ACLU Sues Alabama Over Transgender ID Law


A transgender woman says she was unable to update her gender on her driver’s license because of an Alabama policy requiring proof of gender confirmation surgery.

Darcy Corbitt of Lee County is one of the plaintiffs in a lawsuit filed Tuesday in Birmingham by the American Civil Liberties Union (ACLU) against the Alabama Law Enforcement Agency (ALEA). Corbitt moved back to Alabama in 2017 after attending college in North Dakota.

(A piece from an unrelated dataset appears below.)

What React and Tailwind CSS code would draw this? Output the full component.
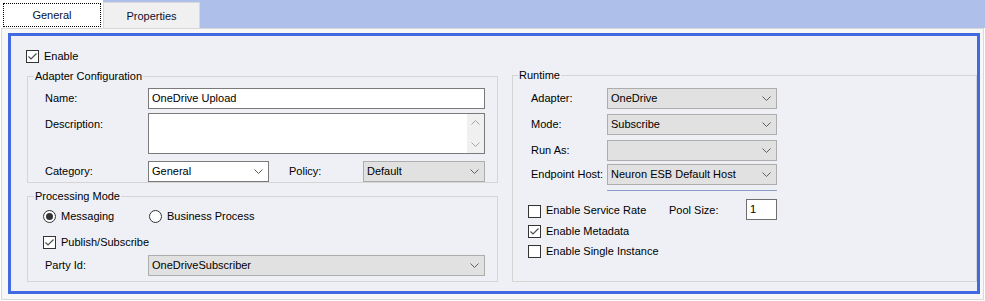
import React from "react";

function Chevron({ up = false, color = "#606060" }) {
  return (
    <svg width="9" height="5" viewBox="0 0 9 5" className="block shrink-0">
      <path
        d={up ? "M0.5 4.5 L4.5 0.5 L8.5 4.5" : "M0.5 0.5 L4.5 4.5 L8.5 0.5"}
        fill="none"
        stroke={color}
        strokeWidth="1"
      />
    </svg>
  );
}

function Select({ value, className, white = false }) {
  return (
    <div
      className={
        "flex h-[21px] items-center justify-between pl-[3px] pr-[5px] border " +
        (white ? "bg-white border-[#7a7a7a] " : "bg-[#e1e1e1] border-[#adadad] ") +
        className
      }
    >
      <span className="whitespace-nowrap">{value}</span>
      <Chevron />
    </div>
  );
}

function CheckBox({ checked = false, className = "" }) {
  return (
    <span
      className={
        "flex h-[13px] w-[13px] shrink-0 items-center justify-center border border-[#333333] bg-white " +
        className
      }
    >
      {checked && (
        <svg width="11" height="11" viewBox="0 0 11 11" className="block">
          <path d="M1.5 5.5 L4 8 L9.5 2.5" fill="none" stroke="#4d4d4d" strokeWidth="1.2" />
        </svg>
      )}
    </span>
  );
}

function Radio({ checked = false }) {
  return (
    <span className="flex h-[13px] w-[13px] shrink-0 items-center justify-center rounded-full border border-[#333333] bg-white">
      {checked && <span className="block h-[7px] w-[7px] rounded-full bg-[#333333]" />}
    </span>
  );
}

export default function App() {
  return (
    <div className="h-[301px] w-[985px] overflow-hidden bg-white text-[11px] leading-[13px] text-black font-['Liberation_Sans',Arial,sans-serif]">
      {/* Tabs */}
      <div className="flex h-[28px] bg-[#aec0e9]">
        <div className="h-[28px] w-[103px] bg-white p-[3px]">
          <div className="flex h-[24px] w-[98px] items-center justify-center border border-dotted border-black text-[#0b1030]">
            General
          </div>
        </div>
        <div className="mt-[2px] flex h-[26px] w-[97px] items-center justify-center border border-b-0 border-[#d9d9d9] bg-[#f0f0f0] pt-[2px] text-[#0b1030]">
          Properties
        </div>
      </div>

      {/* Panel */}
      <div className="ml-[1px] h-[272px] w-[983px] border border-[#d9d9d9] bg-[#f7f7f7] pb-[5px] pl-[6px] pr-[3px] pt-[4px]">
        <div className="h-full w-full border-[3px] border-[#4169e1] bg-[#eef0f5] pt-[14px]">
          {/* Enable */}
          <div className="flex h-[13px] items-center pl-[15px]">
            <CheckBox checked />
            <span className="ml-[5px]">Enable</span>
          </div>

          <div className="mt-[6px] flex items-start gap-[14px] pl-[16px]">
            {/* Left column */}
            <div className="w-[471px] pt-[1px]">
              <fieldset className="border border-[#d5d5d5] pb-0 pl-[17px] pr-[12px] pt-[5px]">
                <legend className="-ml-[11px] px-[1px] leading-[13px]">Adapter Configuration</legend>
                <div className="flex h-[21px] items-center">
                  <span className="w-[103px]">Name:</span>
                  <div className="flex h-[21px] w-[337px] items-center border border-[#7a7a7a] bg-white pl-[3px]">
                    OneDrive Upload
                  </div>
                </div>
                <div className="mt-[4px] flex items-start">
                  <span className="w-[103px] pt-[5px]">Description:</span>
                  <div className="flex h-[41px] w-[337px] justify-end border border-[#7a7a7a] bg-white">
                    <div className="flex w-[17px] flex-col bg-[#f0f0f0]">
                      <div className="flex h-[17px] items-center justify-center">
                        <Chevron up color="#a6a6a6" />
                      </div>
                      <div className="flex-1" />
                      <div className="flex h-[17px] items-center justify-center">
                        <Chevron color="#a6a6a6" />
                      </div>
                    </div>
                  </div>
                </div>
                <div className="mt-[7px] flex h-[21px] items-center">
                  <span className="w-[103px]">Category:</span>
                  <Select value="General" white className="w-[121px]" />
                  <span className="ml-[20px] w-[74px]">Policy:</span>
                  <Select value="Default" className="w-[122px]" />
                </div>
              </fieldset>

              <fieldset className="mt-[7px] border border-[#d5d5d5] pb-[5px] pl-[15px] pr-[12px] pt-[7px]">
                <legend className="-ml-[9px] px-[1px] leading-[13px]">Processing Mode</legend>
                <div className="flex h-[13px] items-center">
                  <div className="flex w-[106px] items-center">
                    <Radio checked />
                    <span className="ml-[5px]">Messaging</span>
                  </div>
                  <div className="flex items-center">
                    <Radio />
                    <span className="ml-[5px]">Business Process</span>
                  </div>
                </div>
                <div className="mt-[13px] flex h-[13px] items-center">
                  <CheckBox checked />
                  <span className="ml-[5px]">Publish/Subscribe</span>
                </div>
                <div className="mt-[6px] flex h-[21px] items-center">
                  <span className="ml-[2px] w-[103px]">Party Id:</span>
                  <Select value="OneDriveSubscriber" className="w-[337px]" />
                </div>
              </fieldset>
            </div>

            {/* Right column */}
            <div className="flex-1">
              <fieldset className="border border-[#d5d5d5] pb-[23px] pl-[15px] pt-[6px]">
                <legend className="-ml-[10px] px-[1px] leading-[13px]">Runtime</legend>
                <div className="flex h-[21px] items-center pl-[3px]">
                  <span className="w-[76px] whitespace-nowrap">Adapter:</span>
                  <Select value="OneDrive" className="w-[170px]" />
                </div>
                <div className="mt-[5px] flex h-[21px] items-center pl-[3px]">
                  <span className="w-[76px] whitespace-nowrap">Mode:</span>
                  <Select value="Subscribe" className="w-[170px]" />
                </div>
                <div className="mt-[5px] flex h-[21px] items-center pl-[3px]">
                  <span className="w-[76px] whitespace-nowrap">Run As:</span>
                  <Select value="" className="w-[170px]" />
                </div>
                <div className="mt-[3px] flex h-[21px] items-center pl-[3px]">
                  <span className="w-[76px] whitespace-nowrap">Endpoint Host:</span>
                  <Select value="Neuron ESB Default Host" className="w-[170px]" />
                </div>
                <div className="ml-[79px] mt-[5px] h-[1px] w-[170px] bg-[#8b9bc7]" />

                <div className="mt-[8px] flex h-[21px] items-start">
                  <CheckBox className="mt-[6px]" />
                  <span className="ml-[5px] mt-[5px] w-[123px] whitespace-nowrap">Enable Service Rate</span>
                  <span className="mt-[5px] w-[77px] whitespace-nowrap">Pool Size:</span>
                  <div className="flex h-[21px] w-[31px] items-center border border-[#6e6e6e] bg-white pl-[3px]">
                    1
                  </div>
                </div>
                <div className="mt-[5px] flex h-[13px] items-center">
                  <CheckBox checked />
                  <span className="ml-[5px]">Enable Metadata</span>
                </div>
                <div className="mt-[7px] flex h-[13px] items-center">
                  <CheckBox />
                  <span className="ml-[5px]">Enable Single Instance</span>
                </div>
              </fieldset>
            </div>
          </div>
        </div>
      </div>
    </div>
  );
}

“In spite of successfully completing the requirements of changing my gender on my United States passport, my Social Security card and my North Dakota driver’s license, I was not eligible to change my gender marker on my Alabama driver’s license unless I had or could prove I’d had the surgery,” Corbitt says as she recounts what she calls a humiliating experience she had with a clerk at the Lee County driver license office.

Corbitt says the clerk at one point referred to her as “it” and refused to put female on her driver’s license.

Gabriel Arkles is with the ACLU. He says the Alabama ID policy infringes on the constitutional right to privacy, due process and equal protection.

“Driver licenses matter for trans people’s safety and ability to participate in public life,” he says. “If you have a gender marker on your license that is different than the gender most people perceive when they interact with you, then every time you show your license you’re outed as trans.”

In order to update gender on an Alabama ID, a person must first change their gender on their Social Security card and submit documentation signed by a surgeon verifying completion of gender confirmation surgery. Alabama is one of just nine states with this policy.

The suit seeks to create policies protecting trans people from discrimination. ALEA says it cannot comment on pending lawsuits.